York County leaders aren’t showing their cards yet, but they’re taking a long look at their hand.
“It’s borderline being a gag order, because you don’t want to blow a good deal,” said Councilman Bruce Henderson, who represents the Lake Wylie area. “You don’t want to mess it up.”
Henderson said he wants to be “very aggressive” in pursuing options, but neither he nor other county leaders will say if there is a front-running option. Allison Love, who won a primary last spring and does not face a challenger in November’s elections, will take Henderson’s seat in January. She already is participa ting in some discussions with county leaders.
The public shouldn’t be disheartened by the possible delay, Love said.
“Look at the extension as a safety net,” she said.

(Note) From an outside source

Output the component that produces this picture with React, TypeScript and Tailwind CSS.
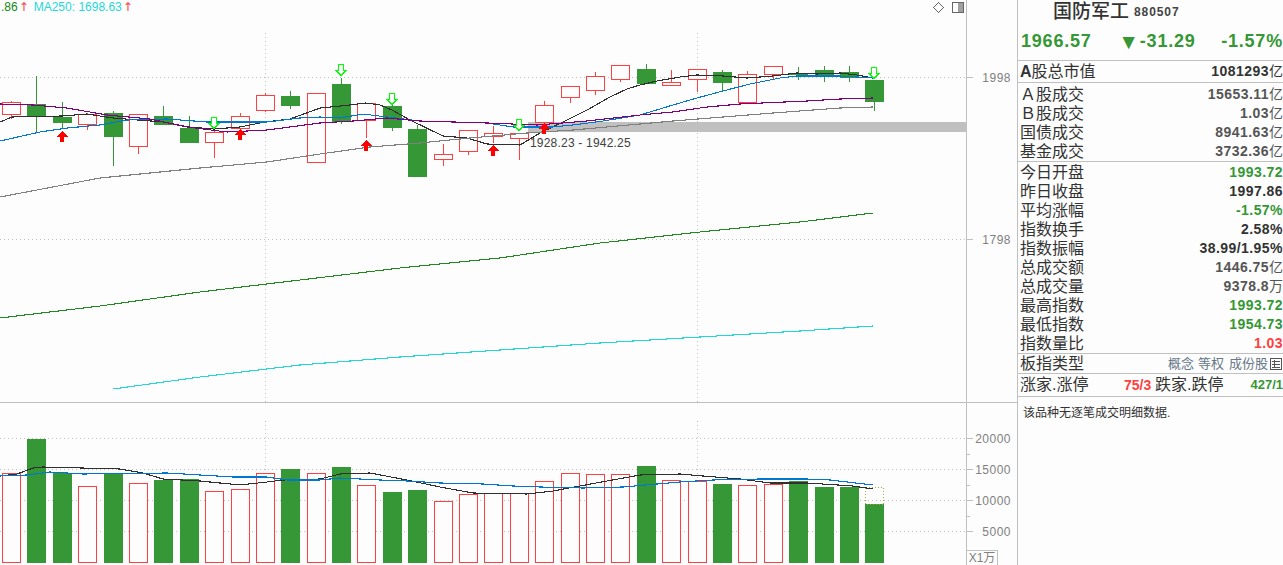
const UP = "#ff4040"
const DOWN = "#359735"

// left, bodyTop, bodyBottom, high, low, rising, volumeTop
type Bar = [number, number, number, number, number, boolean, number]

const bars: Bar[] = [
  [2, 102, 114, 101, 119, true, 473],
  [27, 104, 116, 76, 132, false, 439],
  [53, 117, 122, 102, 128, false, 473],
  [78, 114, 124, 113, 130, true, 486],
  [104, 113, 136, 111, 166, false, 473],
  [129, 114, 146, 114, 154, true, 483],
  [154, 116, 124, 106, 124, false, 480],
  [180, 128, 142, 116, 142, false, 479],
  [205, 132, 142, 131, 158, true, 491],
  [231, 116, 128, 113, 128, true, 489],
  [256, 95, 110, 93, 112, true, 473],
  [281, 96, 105, 91, 109, false, 469],
  [307, 93, 162, 93, 162, true, 473],
  [332, 84, 121, 78, 124, false, 467],
  [357, 103, 120, 103, 138, true, 485],
  [383, 106, 127, 104, 131, false, 492],
  [408, 129, 176, 125, 177, false, 490],
  [434, 154, 159, 144, 166, true, 501],
  [459, 130, 151, 130, 155, true, 494],
  [484, 133, 136, 126, 143, true, 493],
  [510, 133, 138, 133, 160, true, 493],
  [535, 105, 122, 101, 124, true, 481],
  [561, 86, 97, 86, 103, true, 473],
  [586, 76, 90, 72, 95, true, 474],
  [611, 65, 79, 65, 82, true, 474],
  [637, 69, 83, 64, 83, false, 466],
  [662, 82, 85, 70, 85, true, 480],
  [688, 69, 79, 69, 92, true, 481],
  [713, 72, 82, 70, 91, false, 484],
  [738, 74, 102, 71, 102, true, 485],
  [764, 66, 74, 66, 79, true, 484],
  [789, 73, 74, 67, 80, false, 481],
  [815, 70, 75, 66, 82, false, 487],
  [840, 72, 77, 66, 82, false, 487],
  [865, 80, 101, 80, 111, false, 504],
]

const priceLines: { color: string; points: number[][] }[] = [
  {
    color: "#303030",
    points: [[0, 122], [12, 117], [36, 116.5], [62, 116], [87, 114], [113, 118], [138, 120], [164, 122], [189, 127], [214, 129], [240, 127], [265, 122], [290, 119], [320, 108], [341, 106], [366, 103], [380, 105], [392, 110], [410, 120], [443, 136], [467, 138], [487, 144], [520, 145], [540, 133], [563, 122], [587, 110], [610, 97], [627, 89], [640, 85], [657, 81], [680, 77], [697, 75], [723, 76], [747, 78], [773, 76], [797, 73], [817, 74], [840, 73], [857, 75], [873, 78]],
  },
  {
    color: "#808080",
    points: [[0, 197], [100, 178], [200, 168], [267, 162], [320, 154], [370, 147], [420, 143], [470, 138], [527, 133], [573, 130], [640, 124], [673, 121], [723, 117], [773, 113], [840, 108], [873, 107]],
  },
  {
    color: "#0078d0",
    points: [[0, 141], [40, 132], [67, 128], [100, 125], [127, 120], [167, 119], [207, 122], [233, 122], [267, 122], [300, 118], [320, 117], [340, 118], [363, 114], [387, 117], [420, 121], [453, 122], [487, 123], [513, 127], [553, 127], [573, 125], [603, 121], [640, 115], [673, 105], [697, 98], [723, 91], [750, 84], [780, 78], [797, 76], [840, 76], [873, 78]],
  },
  {
    color: "#800080",
    points: [[0, 104], [33, 105], [67, 108], [107, 115], [150, 119], [187, 127], [227, 132], [267, 130], [320, 123], [353, 121], [387, 118], [420, 121], [487, 123], [537, 125], [587, 121], [640, 115], [673, 112], [707, 107], [740, 104], [807, 101], [840, 99], [873, 98]],
  },
  {
    color: "#1f8a1f",
    points: [[0, 318], [100, 306], [200, 292], [300, 280], [400, 268], [500, 258], [600, 243], [700, 232], [800, 222], [873, 213]],
  },
  {
    color: "#1fd8d8",
    points: [[113, 389], [200, 377], [300, 365], [400, 357], [500, 350], [600, 343], [700, 337], [800, 331], [873, 326]],
  },
]

const volumeLines: { color: string; points: number[][] }[] = [
  {
    color: "#303030",
    points: [[0, 476], [17, 474], [33, 468], [43, 467], [120, 469], [143, 473], [163, 479], [200, 481], [240, 485], [267, 482], [283, 480], [320, 479], [340, 474], [370, 473], [407, 480], [440, 487], [473, 493], [527, 494], [553, 491], [580, 486], [607, 481], [640, 475], [680, 474], [703, 476], [740, 479], [770, 483], [807, 483], [853, 486], [873, 489]],
  },
  {
    color: "#0078d0",
    points: [[0, 476], [27, 475], [50, 472], [83, 474], [167, 473], [233, 477], [267, 477], [287, 480], [320, 480], [340, 478], [380, 480], [407, 481], [440, 483], [483, 484], [513, 486], [540, 487], [583, 488], [623, 487], [680, 482], [713, 480], [760, 479], [807, 479], [830, 480], [873, 485]],
  },
]

const redArrows = [[62, 131], [240, 129], [366, 140], [493, 145], [544, 123]]
const greenArrows = [[214, 117], [341, 64], [392, 93], [519, 119], [874, 67]]

function toPoints(points: number[][], offsetY = 0) {
  return points.map(([x, y]) => `${x},${y - offsetY}`).join(" ")
}

function Dotted({ x1, y1, x2, y2 }: { x1: number; y1: number; x2: number; y2: number }) {
  return <line x1={x1} y1={y1 + 0.5} x2={x2} y2={y2 + 0.5} stroke="#c0c0c0" strokeDasharray="1 3" />
}

function PriceChart() {
  return (
    <svg width={966} height={402} shapeRendering="crispEdges" className="block">
      <Dotted x1={0} y1={77} x2={966} y2={77} />
      <Dotted x1={0} y1={239} x2={966} y2={239} />
      <line x1={265.5} y1={33} x2={265.5} y2={402} stroke="#c0c0c0" strokeDasharray="1 3" />
      <line x1={697.5} y1={33} x2={697.5} y2={402} stroke="#c0c0c0" strokeDasharray="1 3" />
      <rect x={528} y={122} width={438} height={10} fill="#c0c0c0" />

      {bars.map(([left, top, bottom, high, low, rising]) => (
        <g key={left}>
          <line x1={left + 9.5} y1={high} x2={left + 9.5} y2={low} stroke={rising ? UP : DOWN} />
          {rising ? (
            <rect x={left + 0.5} y={top + 0.5} width={18} height={bottom - top} fill="#fdfdfd" stroke={UP} />
          ) : (
            <rect x={left} y={top} width={19} height={bottom - top + 1} fill={DOWN} />
          )}
        </g>
      ))}

      {priceLines.map((line) => (
        <polyline key={line.color} points={toPoints(line.points)} fill="none" stroke={line.color} strokeWidth={1.1} />
      ))}

      {redArrows.map(([x, y]) => (
        <path key={x} d={`M${x} ${y}l5.5 5.5h-3.5v5.5h-4v-5.5h-3.5z`} fill="#ff0000" />
      ))}
      {greenArrows.map(([x, y]) => (
        <path
          key={x}
          d={`M${x - 2.5} ${y + 0.5}h5v5.5h3l-5.5 5.5l-5.5 -5.5h3z`}
          fill="#fdfdfd"
          stroke="#00ff00"
        />
      ))}

      <text x={530} y={147} fontSize={12} fill="#404040" letterSpacing={0.2} shapeRendering="auto">
        1928.23 - 1942.25
      </text>
    </svg>
  )
}

function VolumeChart() {
  const top = 403
  return (
    <svg width={966} height={162} shapeRendering="crispEdges" className="block">
      {[438, 469, 500, 531].map((y) => (
        <Dotted key={y} x1={0} y1={y - top} x2={966} y2={y - top} />
      ))}
      <line x1={265.5} y1={18} x2={265.5} y2={162} stroke="#c0c0c0" strokeDasharray="1 3" />
      <line x1={697.5} y1={18} x2={697.5} y2={162} stroke="#c0c0c0" strokeDasharray="1 3" />

      {bars.map(([left, , , , , rising, volume]) =>
        rising ? (
          <rect key={left} x={left + 0.5} y={volume - top + 0.5} width={18} height={562 - volume} fill="#fdfdfd" stroke={UP} />
        ) : (
          <rect key={left} x={left} y={volume - top} width={19} height={563 - volume} fill={DOWN} />
        ),
      )}
      <rect x={865.5} y={487 - top + 0.5} width={18} height={17} fill="none" stroke="#a8a838" strokeDasharray="1 2" />

      {volumeLines.map((line) => (
        <polyline key={line.color} points={toPoints(line.points, top)} fill="none" stroke={line.color} strokeWidth={1.1} />
      ))}
    </svg>
  )
}

function ChartLegend() {
  return (
    <div className="absolute left-[1px] top-0 flex h-[14px] items-center text-[12px]">
      <span className="text-[#118811]">.86</span>
      <span className="ml-[1px] w-[15px] font-['DejaVu_Sans',sans-serif] text-[#ff4040]">↑</span>
      <span className="text-[#1fd8d8]">MA250: 1698.63</span>
      <span className="ml-[1px] font-['DejaVu_Sans',sans-serif] text-[#ff4040]">↑</span>
    </div>
  )
}

function ChartIcons() {
  return (
    <div className="absolute left-[933px] top-[2px] flex items-center gap-[8px]">
      <svg width={11} height={11} viewBox="0 0 11 11" shapeRendering="crispEdges">
        <path d="M5.5 0.5l5 5l-5 5l-5 -5z" fill="none" stroke="#666666" />
      </svg>
      <svg width={12} height={11} viewBox="0 0 12 11" shapeRendering="crispEdges">
        <rect x={0.5} y={0.5} width={11} height={10} fill="#fdfdfd" stroke="#666666" />
        <rect x={6} y={1} width={5} height={9} fill="#a0a0a0" />
      </svg>
    </div>
  )
}

function PriceAxis() {
  return (
    <div className="relative w-[50px] border-l border-[#c0c0c0] text-[12px] text-[#808080]">
      <AxisLabel y={77} text="1998" />
      <AxisLabel y={239} text="1798" />
    </div>
  )
}

function AxisLabel({ y, text }: { y: number; text: string }) {
  return (
    <div className="absolute left-0 right-[5px] flex h-[14px] items-center justify-between" style={{ top: y - 6 }}>
      <span className="-translate-y-px h-px w-[6px] bg-[#c0c0c0]" />
      <span className="tracking-[0.5px]">{text}</span>
    </div>
  )
}

function VolumeAxis() {
  const top = 403
  return (
    <div className="relative w-[50px] border-l border-[#c0c0c0] text-[12px] text-[#808080]">
      <AxisLabel y={438 - top} text="20000" />
      <AxisLabel y={469 - top} text="15000" />
      <AxisLabel y={500 - top} text="10000" />
      <AxisLabel y={531 - top} text="5000" />
      {[454, 485, 516].map((y) => (
        <span key={y} className="absolute left-0 h-px w-[3px] bg-[#c0c0c0]" style={{ top: y - top }} />
      ))}
      <div className="absolute bottom-0 left-0 flex h-[15px] w-[31px] items-center justify-center border-r border-t border-[#c0c0c0]">
        X1万
      </div>
    </div>
  )
}

type Stat = { label: string; value: string; unit?: string; color?: string }

const turnover: Stat[] = [
  { label: "Ａ股成交", value: "15653.11", unit: "亿" },
  { label: "Ｂ股成交", value: "1.03", unit: "亿" },
  { label: "国债成交", value: "8941.63", unit: "亿" },
  { label: "基金成交", value: "3732.36", unit: "亿" },
]

const details: Stat[] = [
  { label: "今日开盘", value: "1993.72", color: "text-[#359735]" },
  { label: "昨日收盘", value: "1997.86", color: "text-[#333333]" },
  { label: "平均涨幅", value: "-1.57%", color: "text-[#359735]" },
  { label: "指数换手", value: "2.58%", color: "text-[#333333]" },
  { label: "指数振幅", value: "38.99/1.95%", color: "text-[#333333]" },
  { label: "总成交额", value: "1446.75", unit: "亿" },
  { label: "总成交量", value: "9378.8", unit: "万" },
  { label: "最高指数", value: "1993.72", color: "text-[#359735]" },
  { label: "最低指数", value: "1954.73", color: "text-[#359735]" },
  { label: "指数量比", value: "1.03", color: "text-[#ff4040]" },
]

function StatRow({ label, value, unit, color = "text-[#555555]" }: Stat) {
  return (
    <div className="flex h-[19px] items-center justify-between pl-[2px] text-[16px] text-[#333333]">
      <span>{label}</span>
      <span className={`flex items-center text-[14px] font-bold tracking-[0.45px] ${color}`}>
        {value}
        {unit && <span className="text-[14px] font-normal tracking-normal">{unit}</span>}
      </span>
    </div>
  )
}

function InfoPanel() {
  return (
    <div className="flex-1 overflow-hidden">
      <div className="flex h-[22px] items-center pl-[35px]">
        <span className="text-[19px] font-medium leading-none text-[#333333]">国防军工</span>
        <span className="ml-[5px] mt-[2px] text-[12px] font-bold tracking-[0.9px] text-[#444444]">880507</span>
      </div>
      <div className="flex h-[38px] items-center justify-between pl-[3px] text-[18px] font-bold tracking-[0.8px] text-[#359735]">
        <span>1966.57</span>
        <span className="mr-[-1px] flex items-center">
          <span className="text-[21px] leading-none">▼</span>-31.29
        </span>
        <span>-1.57%</span>
      </div>
      <div className="flex h-[23px] items-center justify-between border-y border-[#c0c0c0] pl-[2px] text-[16px] text-[#333333]">
        <span>
          <b>A</b>股总市值
        </span>
        <span className="flex items-center text-[14px] font-bold tracking-[0.45px] text-[#333333]">
          1081293<span className="text-[14px] font-normal tracking-normal">亿</span>
        </span>
      </div>
      <div className="flex flex-col border-b border-[#c0c0c0] pt-[2px]">
        {turnover.map((row) => (
          <StatRow key={row.label} {...row} />
        ))}
      </div>
      <div className="flex flex-col border-b border-[#c0c0c0] pt-[1px]">
        {details.map((row) => (
          <StatRow key={row.label} {...row} />
        ))}
      </div>
      <div className="flex h-[20px] items-center justify-between border-b border-[#c0c0c0] pl-[2px] text-[16px] text-[#333333]">
        <span>板指类型</span>
        <span className="flex items-center text-[13px] text-[#667788]">
          <span>概念</span>
          <span className="ml-[4px]">等权</span>
          <span className="ml-[5px]">成份股</span>
          <svg width={12} height={12} viewBox="0 0 12 12" className="ml-[2px] mr-[1px]" shapeRendering="crispEdges">
            <rect x={0.5} y={0.5} width={11} height={11} rx={1} fill="none" stroke="#555555" />
            <path d="M2 3.5h8M2 6.5h8M2 9.5h8M4.5 2v8" stroke="#555555" fill="none" />
          </svg>
        </span>
      </div>
      <div className="flex h-[23px] items-center border-b border-[#c0c0c0] pl-[2px] text-[16px] text-[#333333]">
        <span className="w-[104px]">涨家.涨停</span>
        <span className="w-[31px] text-[14px] font-bold text-[#ff4040]">75/3</span>
        <span>跌家.跌停</span>
        <span className="ml-auto text-[13px] font-bold text-[#359735]">427/1</span>
      </div>
      <p className="pl-[5px] pt-[7px] text-[12px] text-[#333333]">该品种无逐笔成交明细数据.</p>
    </div>
  )
}

export default function App() {
  return (
    <div className="flex h-[565px] w-[1283px] overflow-hidden bg-[#fdfdfd] font-['Liberation_Sans','Noto_Sans_CJK_SC',sans-serif]">
      <div className="flex w-[1018px] shrink-0 flex-col border-r border-[#c0c0c0]">
        <div className="relative flex h-[403px] border-b border-[#c0c0c0]">
          <PriceChart />
          <PriceAxis />
          <ChartLegend />
          <ChartIcons />
        </div>
        <div className="flex flex-1">
          <VolumeChart />
          <VolumeAxis />
        </div>
      </div>
      <InfoPanel />
    </div>
  )
}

County Manager Bill Shanahan said he would rather not take that extra time, and nothing says he has to take it all even with council approval.
“I’d rather be safe than sorry,” he said.
County leaders say there is no set price tag for the utility, which doesn’t want to sell its system. Shanahan mentioned a past appraisal and a possible $15 million sale price with as much or more county investment to improve the system. Those figures are only estimates.
The bigger issue is whether final numbers will be affordable for and beneficial to the tax base.
“I don’t care what number we’re talking about,” said state Rep. Ralph Norman, who wants an ownership change for the utility system. “They haven’t agreed to anything.”
Want to go?
The York County Council will meet at 6 p.m. Tuesday at the County Agricultural Building, 6 S. Congress St., York.